In many ways there isn’t one. In many congregations around the world, especially Reform, the Friday evening service has been the largest and most well-attended service of the week. A genuine and respectful tradition developed to recite the evening Amidah out loud with the Shabbat morning melody in order to ensure that the majority of members that attended services would be able to hear and learn these prayers. This is positive, laudable, and certainly the norm in the vast majority of Reform synagogues worldwide.
 As a musician, however, I have developed a slightly different interpretation of that over time. I have come to believe that one of the things that help most to evoke the awe and majesty of our tradition is by evoking specific melodies at specific times. For a very blunt example, most would feel very uncomfortable if I chose to use the melody for Kol Nidre or Avinu Malkeinu for Lecha Dodi. It would just feel wrong. In both Ashkenazi and Sephardic traditions, the underlying modes that build these melodies have developed over hundreds of years, sometimes many hundreds of years. There are of course many variations, but music works on us at both conscious and unconscious levels.
 It is my profound belief that associating different services with these underlying and differing modes and melodies draw us deeper into our tradition. If we only sing Shabbat melodies on Yom Kippur, for example, then what is to differentiate this day from our weekly Shabbat celebrations? To me, a silent Amidah on evening services—all evening services including the Pilgrimage Festivals and the High Holy Days— ties us back to centuries of dialogue and invokes deep, forgotten parts of our collective consciousness. Friday evening is different than Saturday morning and we should embrace the differences including differing melodies. The fading light of the day and silent meditation of the past week dance with each other in the changing colours of sunset while the joyous major modes of Shabbat morning echo the bright sun rising and the hours we have already spent celebrating our sacred space in time.

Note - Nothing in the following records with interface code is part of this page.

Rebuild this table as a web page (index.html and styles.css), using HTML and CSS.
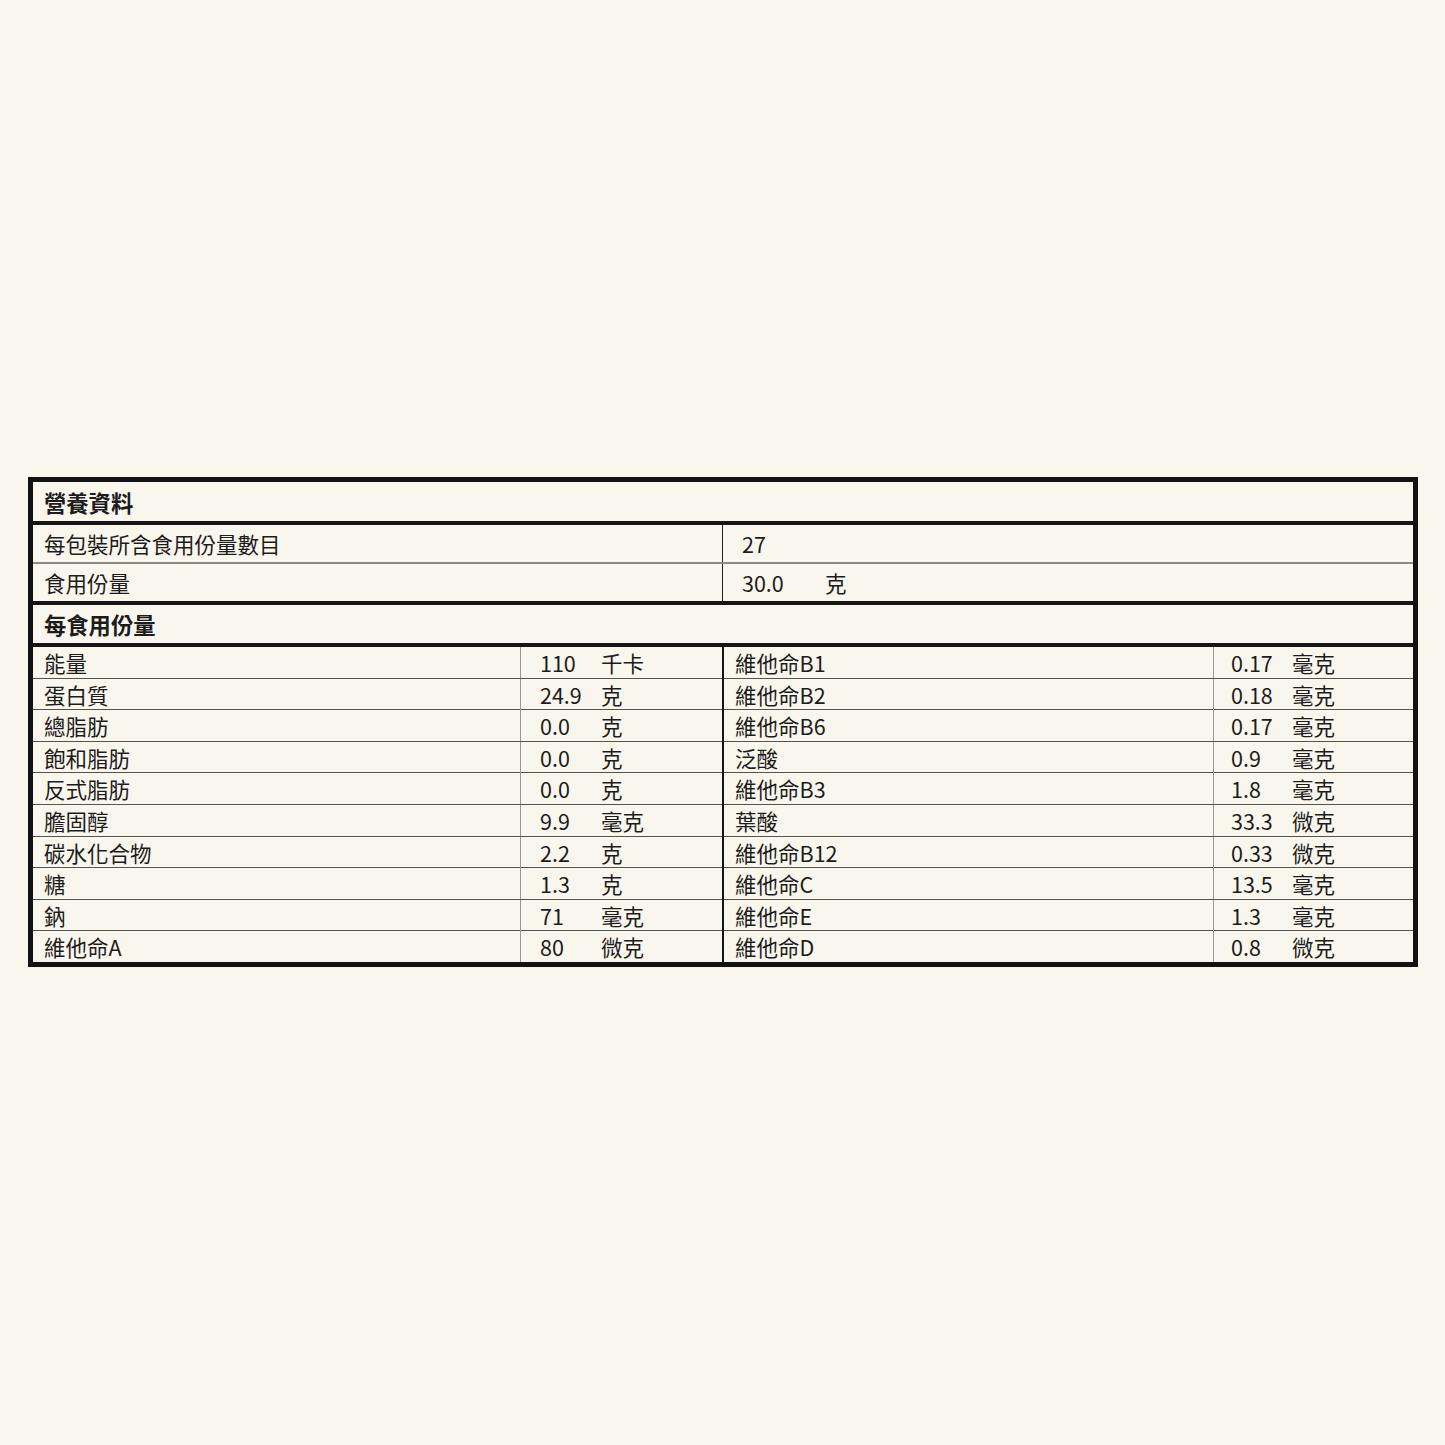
FILE: index.html
```html
<!DOCTYPE html>
<html lang="zh-Hant">
<head>
<meta charset="utf-8">
<link rel="stylesheet" href="styles.css">
</head>
<body>
<div class="panel">
  <div class="title">營養資料</div>
  <div class="serving">
    <div class="srow sep">
      <div class="slabel">每包裝所含食用份量數目</div>
      <div class="sval"><span class="snum">27</span></div>
    </div>
    <div class="srow">
      <div class="slabel">食用份量</div>
      <div class="sval"><span class="snum">30.0</span><span>克</span></div>
    </div>
  </div>
  <div class="title sub">每食用份量</div>
  <div class="data">
    <div class="half left">
      <div class="row"><div class="lab">能量</div><div class="val"><span class="num">110</span><span>千卡</span></div></div>
      <div class="row"><div class="lab">蛋白質</div><div class="val"><span class="num">24.9</span><span>克</span></div></div>
      <div class="row"><div class="lab">總脂肪</div><div class="val"><span class="num">0.0</span><span>克</span></div></div>
      <div class="row"><div class="lab">飽和脂肪</div><div class="val"><span class="num">0.0</span><span>克</span></div></div>
      <div class="row"><div class="lab">反式脂肪</div><div class="val"><span class="num">0.0</span><span>克</span></div></div>
      <div class="row"><div class="lab">膽固醇</div><div class="val"><span class="num">9.9</span><span>毫克</span></div></div>
      <div class="row"><div class="lab">碳水化合物</div><div class="val"><span class="num">2.2</span><span>克</span></div></div>
      <div class="row"><div class="lab">糖</div><div class="val"><span class="num">1.3</span><span>克</span></div></div>
      <div class="row"><div class="lab">鈉</div><div class="val"><span class="num">71</span><span>毫克</span></div></div>
      <div class="row"><div class="lab">維他命A</div><div class="val"><span class="num">80</span><span>微克</span></div></div>
    </div>
    <div class="half right">
      <div class="row"><div class="lab">維他命B1</div><div class="val"><span class="num">0.17</span><span>毫克</span></div></div>
      <div class="row"><div class="lab">維他命B2</div><div class="val"><span class="num">0.18</span><span>毫克</span></div></div>
      <div class="row"><div class="lab">維他命B6</div><div class="val"><span class="num">0.17</span><span>毫克</span></div></div>
      <div class="row"><div class="lab">泛酸</div><div class="val"><span class="num">0.9</span><span>毫克</span></div></div>
      <div class="row"><div class="lab">維他命B3</div><div class="val"><span class="num">1.8</span><span>毫克</span></div></div>
      <div class="row"><div class="lab">葉酸</div><div class="val"><span class="num">33.3</span><span>微克</span></div></div>
      <div class="row"><div class="lab">維他命B12</div><div class="val"><span class="num">0.33</span><span>微克</span></div></div>
      <div class="row"><div class="lab">維他命C</div><div class="val"><span class="num">13.5</span><span>毫克</span></div></div>
      <div class="row"><div class="lab">維他命E</div><div class="val"><span class="num">1.3</span><span>毫克</span></div></div>
      <div class="row"><div class="lab">維他命D</div><div class="val"><span class="num">0.8</span><span>微克</span></div></div>
    </div>
  </div>
</div>
</body>
</html>
```

FILE: styles.css
```css
html, body {
  margin: 0;
  padding: 0;
  background: #f9f6ed;
}
body {
  font-family: "Noto Sans CJK TC", "Noto Sans", sans-serif;
  font-size: 21.5px;
  color: #1c1c1c;
  width: 1445px;
  height: 1445px;
  overflow: hidden;
}
.panel {
  box-sizing: border-box;
  margin: 477px 0 0 28px;
  width: 1390px;
  border: 5px solid #121212;
}
.title {
  height: 39px;
  display: flex;
  align-items: center;
  padding-left: 11px;
  font-weight: 700;
  font-size: 22.3px;
  border-bottom: 4px solid #151515;
}
.sub {
  height: 38px;
}
.serving {
  border-bottom: 4px solid #151515;
}
.srow {
  display: grid;
  grid-template-columns: 689px 1fr;
  height: 37px;
}
.srow.sep {
  height: 37px;
  border-bottom: 2px solid #8d8a84;
}
.slabel {
  display: flex;
  align-items: center;
  padding-left: 11px;
}
.sval {
  display: flex;
  align-items: center;
  padding-left: 19px;
  border-left: 1.5px solid #222;
}
.snum {
  display: inline-block;
  width: 83px;
}
.data {
  display: grid;
  grid-template-columns: 689px 1fr;
}
.half.right {
  border-left: 2.5px solid #151515;
}
.row {
  display: grid;
  height: 30.6px;
  border-bottom: 1px solid #55534f;
}
.row:last-child {
  border-bottom: none;
  height: 31px;
}
.left .row {
  grid-template-columns: 487px 1fr;
}
.right .row {
  grid-template-columns: 489px 1fr;
}
.lab {
  display: flex;
  align-items: center;
  padding-left: 11px;
}
.val {
  display: flex;
  align-items: center;
  padding-left: 19px;
  border-left: 1.5px solid #9a978f;
}
.right .val {
  padding-left: 17px;
}
.num {
  display: inline-block;
  width: 61px;
}
```
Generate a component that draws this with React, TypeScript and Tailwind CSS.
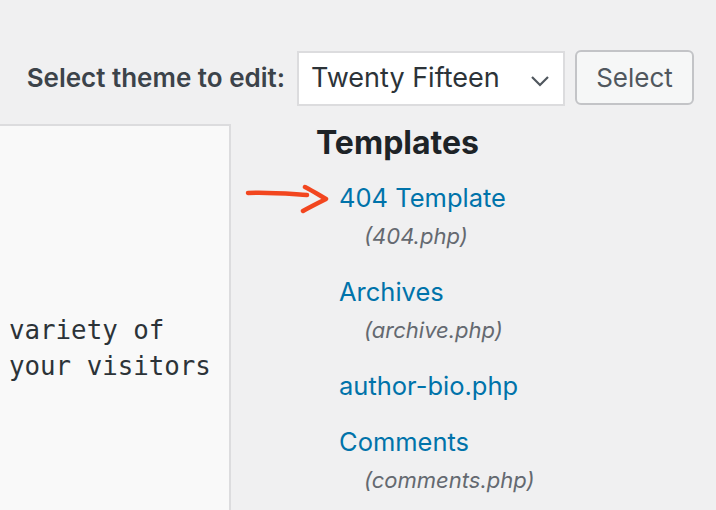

One of my orchestra directors at the University of Montana, Dr. Joseph Henry z”l, used to say that there is no such thing as a “rest” in music. The silent measure or two or even a hundred have to be “played” as sincerely as the most technical passage.
The silence of the evening Amidah is not an absence of prayer, it is a call to “play” the silence—to offer service of our hearts as we honour the difference between evening and morning, elevate ourselves and each other through our liturgy, and draw nearer to the Eternal Source.